Return all lines with the word "index" in them.

---

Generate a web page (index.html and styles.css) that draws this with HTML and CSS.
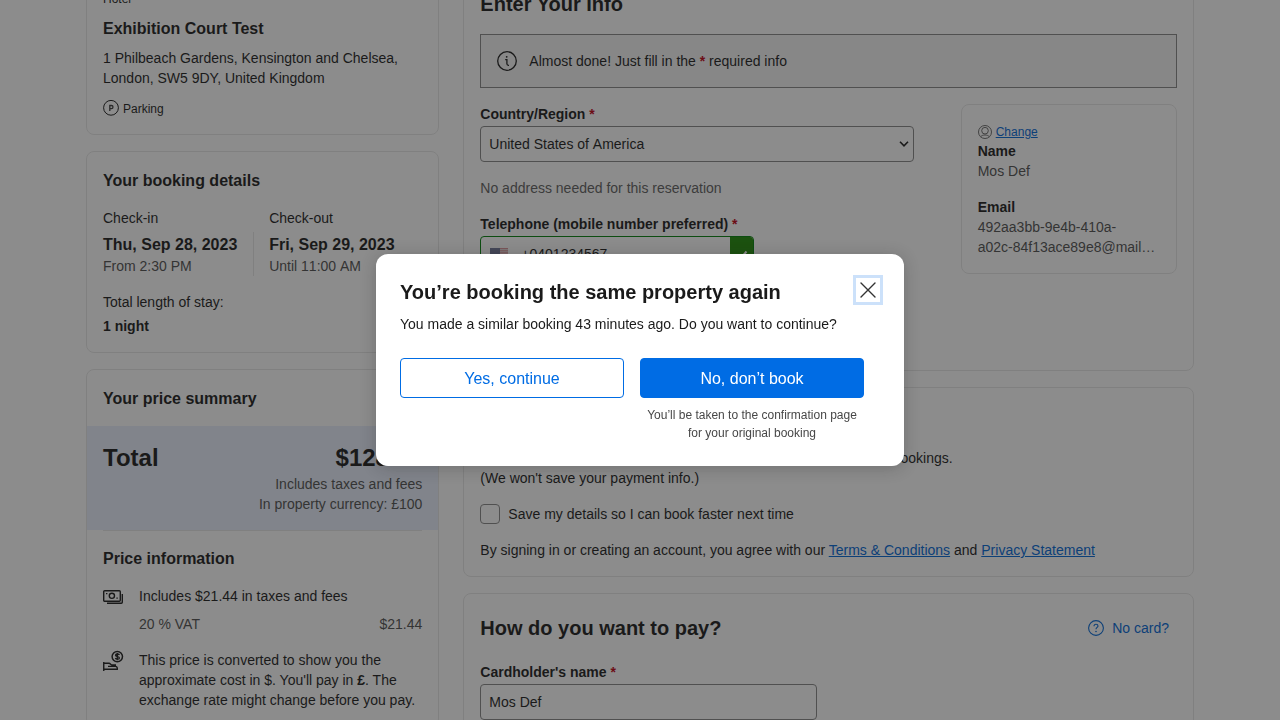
FILE: index.html
```html
<!DOCTYPE html>
<html lang="en">
<head>
<meta charset="utf-8">
<title>Enter your info</title>
<link rel="stylesheet" href="styles.css">
</head>
<body>
<div class="page">
  <aside class="column">
    <section class="card">
      <div class="small">Hotel</div>
      <h3 class="heading hotel-name">Exhibition Court Test</h3>
      <div class="address">1 Philbeach Gardens, Kensington and Chelsea,<br>London, SW5 9DY, United Kingdom</div>
      <div class="parking small">
        <svg width="16" height="16" viewBox="0 0 16 16" fill="none" stroke="currentColor"><circle cx="8" cy="7.8" r="7.4"/><path d="M6.800 10.900V5.500h1.600a1.600 1.600 0 0 1 0 3.200H6.800" stroke-width="1.300" stroke="#3d3d3d"/></svg>
        <span>Parking</span>
      </div>
    </section>
    <section class="card">
      <h3 class="heading">Your booking details</h3>
      <div class="dates-labels"><div>Check-in</div><div>Check-out</div></div>
      <div class="dates">
        <div class="date"><strong class="heading">Thu, Sep 28, 2023</strong><div class="muted">From 2:30 PM</div></div>
        <div class="date date-out"><strong class="heading">Fri, Sep 29, 2023</strong><div class="muted until">Until 11:00 AM</div></div>
      </div>
      <div class="stay">Total length of stay:</div>
      <strong class="nights">1 night</strong>
    </section>
    <section class="card price-card">
      <h3 class="heading price-title">Your price summary</h3>
      <div class="total">
        <div class="total-row"><span>Total</span><span>$128.64</span></div>
        <div class="muted">Includes taxes and fees</div>
        <div class="muted">In property currency: £100</div>
      </div>
      <div class="price-info">
        <h3 class="heading">Price information</h3>
        <div class="info-row">
          <svg width="21" height="20" viewBox="0 0 21 20" fill="none" stroke="currentColor" stroke-width="1.400"><rect x=".7" y="4.700" width="16.600" height="10.600" rx="1"/><circle cx="8.900" cy="9.800" r="2.600"/><path d="M4 17.300h14.300a1 1 0 0 0 1-1V8"/><path d="M3 7.600h1.400M13.400 12.100h1.400" stroke-width="1.400"/></svg>
          <div class="info-text">Includes $21.44 in taxes and fees
            <div class="vat muted"><span>20 % VAT</span><span>$21.44</span></div>
          </div>
        </div>
        <div class="info-row">
          <svg width="21" height="22" viewBox="0 0 21 22" fill="none" stroke="currentColor" stroke-width="1.500"><circle cx="14.300" cy="6.600" r="5.200"/><path d="M16.400 5c-.3-.7-1-1-2-1-1.200 0-1.900.5-1.900 1.300 0 1.700 3.900.9 3.900 2.600 0 .8-.9 1.300-2 1.300-1 0-1.800-.4-2.100-1.200M14.300 3v7.200" stroke-width="1.300"/><path d="M.75 12v9M.75 13.300H6c1.400 0 1.800 1.700 3 1.700h4M5 16.400h7.600c1 0 2 1 1.700 2.900H.75" stroke-width="1.400"/></svg>
          <div class="info-text">This price is converted to show you the approximate cost in $. You'll pay in <strong>£</strong>. The exchange rate might change before you pay.</div>
        </div>
      </div>
    </section>
  </aside>

  <main class="column">
    <section class="card info-card">
      <h2 class="title">Enter Your Info</h2>
      <div class="notice">
        <svg width="20" height="20" viewBox="0 0 20 20" fill="none" stroke="currentColor" stroke-width="1.300"><circle cx="10" cy="10" r="9.300"/><path d="M8.200 8.700h1.700v4.100c0 1 .4 1.500 1.600 1.500h.5"/><circle cx="9.700" cy="5.800" r=".9" fill="currentColor" stroke="none"/></svg>
        <span>Almost done! Just fill in the <b class="star">*</b> required info</span>
      </div>
      <div class="form-row">
        <div class="form">
          <div class="label">Country/Region <span class="star">*</span></div>
          <div class="field select"><span>United States of America</span>
            <svg width="10" height="8" viewBox="0 0 10 8" fill="none" stroke="#1a1a1a" stroke-width="1.600"><path d="M1 1.800l4 4 4-4"/></svg>
          </div>
          <div class="hint">No address needed for this reservation</div>
          <div class="label">Telephone (mobile number preferred) <span class="star">*</span></div>
          <div class="field phone">
            <svg class="flag" width="18" height="14" viewBox="0 0 18 14"><path fill="#e3d5d8" d="M0 0h18v14H0z"/><path stroke="#dc9298" stroke-width="1.100" d="M0 .5h18M0 2.700h18M0 4.900h18M0 7.100h18M0 9.300h18M0 11.500h18M0 13.600h18"/><path fill="#6f7596" d="M0 0h10v7.500H0z"/></svg>
            <span class="number">+0401234567</span>
            <span class="valid"><svg width="12" height="12" viewBox="0 0 12 12" fill="none" stroke="#fff" stroke-width="2"><path d="M1.500 7.500l3 3L10.500 3.500"/></svg></span>
          </div>
        </div>
        <div class="user">
          <div class="change">
            <svg width="14" height="14" viewBox="0 0 14 14" fill="none" stroke="currentColor" stroke-width=".9"><circle cx="7" cy="7" r="6.500"/><circle cx="7" cy="5.700" r="3.300"/><path d="M2.700 11.800c1.200-1.500 2.600-1.800 4.300-1.800s3.100.3 4.300 1.800"/></svg>
            <a class="link small">Change</a>
          </div>
          <strong>Name</strong>
          <div class="muted">Mos Def</div>
          <strong class="email">Email</strong>
          <div class="muted">492aa3bb-9e4b-410a-<br>a02c-84f13ace89e8@mail…</div>
        </div>
      </div>
    </section>

    <section class="card save-card">
      <div class="save-line">bookings.</div>
      <div>(We won't save your payment info.)</div>
      <div class="check-row"><span class="checkbox"></span><span>Save my details so I can book faster next time</span></div>
      <div>By signing in or creating an account, you agree with our <a class="link">Terms &amp; Conditions</a> and <a class="link">Privacy Statement</a></div>
    </section>

    <section class="card pay-card">
      <div class="pay-head">
        <h2 class="title">How do you want to pay?</h2>
        <div class="no-card">
          <svg width="16" height="16" viewBox="0 0 16 16" fill="none" stroke="currentColor" stroke-width="1.100"><circle cx="8" cy="8" r="7.400"/><path d="M6 6.200c0-1.200.8-2 2-2s2 .8 2 1.800c0 1.400-2 1.400-2 3.200"/><circle cx="8" cy="11.500" r=".8" fill="currentColor" stroke="none"/></svg>
          <span>No card?</span>
        </div>
      </div>
      <div class="label">Cardholder's name <span class="star">*</span></div>
      <div class="field cardholder">Mos Def</div>
    </section>
  </main>
</div>

<div class="overlay">
  <div class="modal" role="dialog">
    <div class="modal-body">
      <h2 class="title">You’re booking the same property again</h2>
      <div class="modal-text">You made a similar booking 43 minutes ago. Do you want to continue?</div>
      <div class="actions">
        <div class="button secondary">Yes, continue</div>
        <div>
          <div class="button primary">No, don’t book</div>
          <div class="caption small">You’ll be taken to the confirmation page for your original booking</div>
        </div>
      </div>
    </div>
    <div class="close">
      <svg width="24" height="24" viewBox="0 0 24 24" fill="none" stroke="#333" stroke-width="1.400" stroke-linecap="round"><path d="M5 5l14 14M19 5L5 19"/></svg>
    </div>
  </div>
</div>
</body>
</html>
```
FILE: styles.css
```css
* { box-sizing: border-box; }
html, body { height: 100%; }
body {
  margin: 0;
  overflow: hidden;
  background: #fff;
  color: #1a1a1a;
  font: 14px/20px "Liberation Sans", Arial, sans-serif;
}
svg { display: block; flex: none; }
h2, h3 { margin: 0; }
.page {
  display: grid;
  grid-template-columns: 353.33px 730.67px;
  gap: 24px;
  width: 1108px;
  height: 747px;
  margin: -27px auto 0;
  overflow: hidden;
}
.column { display: flex; flex-direction: column; gap: 16px; }
.card { border: 1px solid #e7e7e7; border-radius: 8px; padding: 16px; }
.small { font-size: 12px; line-height: 18px; }
.heading { height: 24px; padding-top: 1px; font-size: 16px; line-height: 24px; font-weight: 700; }
.title { font-size: 20px; line-height: 28px; font-weight: 700; }
.muted { color: #4f4f4f; }
.star { color: #c00012; }
.link { color: #0066d6; text-decoration: underline; }

.hotel-name { margin: 8px 0; }
.parking { display: flex; gap: 4px; margin-top: 12px; }

.dates-labels, .dates { display: grid; grid-template-columns: 150.17px 1fr; }
.dates-labels { column-gap: 16px; margin: 16px 0 4px; }
.date-out { border-left: 1px solid #e7e7e7; padding-left: 15px; }
.date .heading { display: block; }
.until { font-kerning: none; }
.stay { margin: 16px 0 4px; }
.nights { display: block; }

.price-card { padding: 16px 0; }
.price-title { padding: 1px 16px 0; }
.total { margin-top: 16px; padding: 16px; background: #e9effc; text-align: right; }
.total-row {
  display: flex;
  justify-content: space-between;
  font-size: 24px;
  line-height: 32px;
  font-weight: 700;
}
.price-info { margin: 0 16px; padding-top: 15px; border-top: 1px solid #e7e7e7; }
.info-row { display: flex; gap: 15px; margin-top: 16px; }
.info-text { flex: 1; }
.vat { display: flex; justify-content: space-between; margin-top: 8px; }

.notice {
  display: flex;
  align-items: center;
  gap: 12px;
  height: 54px;
  margin: 16px 0;
  padding: 0 16px;
  border: 1px solid #868686;
  background: #f5f5f5;
}
.info-card { height: 398px; }
.form-row { display: flex; justify-content: space-between; align-items: flex-start; }
.form { width: 434px; }
.label { font-weight: 700; }
.field {
  display: flex;
  align-items: center;
  height: 36px;
  margin-top: 2px;
  padding: 0 8px;
  border: 1px solid #868686;
  border-radius: 4px;
}
.select { justify-content: space-between; padding-right: 4px; font-kerning: none; }
.hint { margin: 16px 0; color: #5e5e5e; }
.phone { width: 274px; padding: 0 0 0 9px; border-color: #008009; overflow: hidden; }
.flag { margin-top: 1px; }
.number { flex: 1; padding-left: 13px; }
.valid {
  display: flex;
  align-items: center;
  justify-content: center;
  width: 24px;
  height: 36px;
  margin-right: -1px;
  background: #1f8a06;
}
.user { width: 216.3px; padding: 16px; border: 1px solid #e7e7e7; border-radius: 8px; }
.user strong { display: block; }
.change { display: flex; align-items: center; gap: 4px; height: 20px; padding-top: 2px; color: #595959; }
.email { margin-top: 16px; }

.save-card { padding-top: 60px; }
.save-line { width: 472.3px; text-align: right; }
.check-row { display: flex; gap: 8px; margin: 16px 0; }
.checkbox { width: 20px; height: 20px; border: 1px solid #868686; border-radius: 4px; }

.pay-card { height: 200px; }
.pay-head { display: flex; justify-content: space-between; align-items: center; height: 36px; margin-bottom: 16px; }
.no-card { display: flex; align-items: center; gap: 8px; padding-right: 8px; color: #0066d6; }
.cardholder { width: 337px; }

.overlay {
  position: fixed;
  inset: 0;
  display: flex;
  align-items: center;
  justify-content: center;
  background: rgba(26, 26, 26, .5);
}
.modal {
  display: flex;
  justify-content: space-between;
  width: 528px;
  height: 212px;
  padding: 24px;
  border-radius: 12px;
  background: #fff;
  box-shadow: 0 2px 16px rgba(26, 26, 26, .24);
}
.modal-body { width: 448px; }
.modal-text { margin-top: 8px; }
.actions { display: grid; grid-template-columns: 224px 224px; gap: 16px; width: 464px; margin-top: 24px; }
.button {
  display: flex;
  align-items: center;
  justify-content: center;
  height: 40px;
  padding-top: 2px;
  border: 1px solid #006ce4;
  border-radius: 4px;
  font-size: 16px;
}
.secondary { color: #006ce4; }
.primary { background: #006ce4; color: #fff; }
.caption { margin-top: 8px; text-align: center; color: #474747; }
.close { width: 24px; height: 24px; box-shadow: 0 0 0 3px #cce1fa; }
```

---

• Task output:
Generate a web page (index.html and styles.css) that draws this with HTML and CSS.
FILE: index.html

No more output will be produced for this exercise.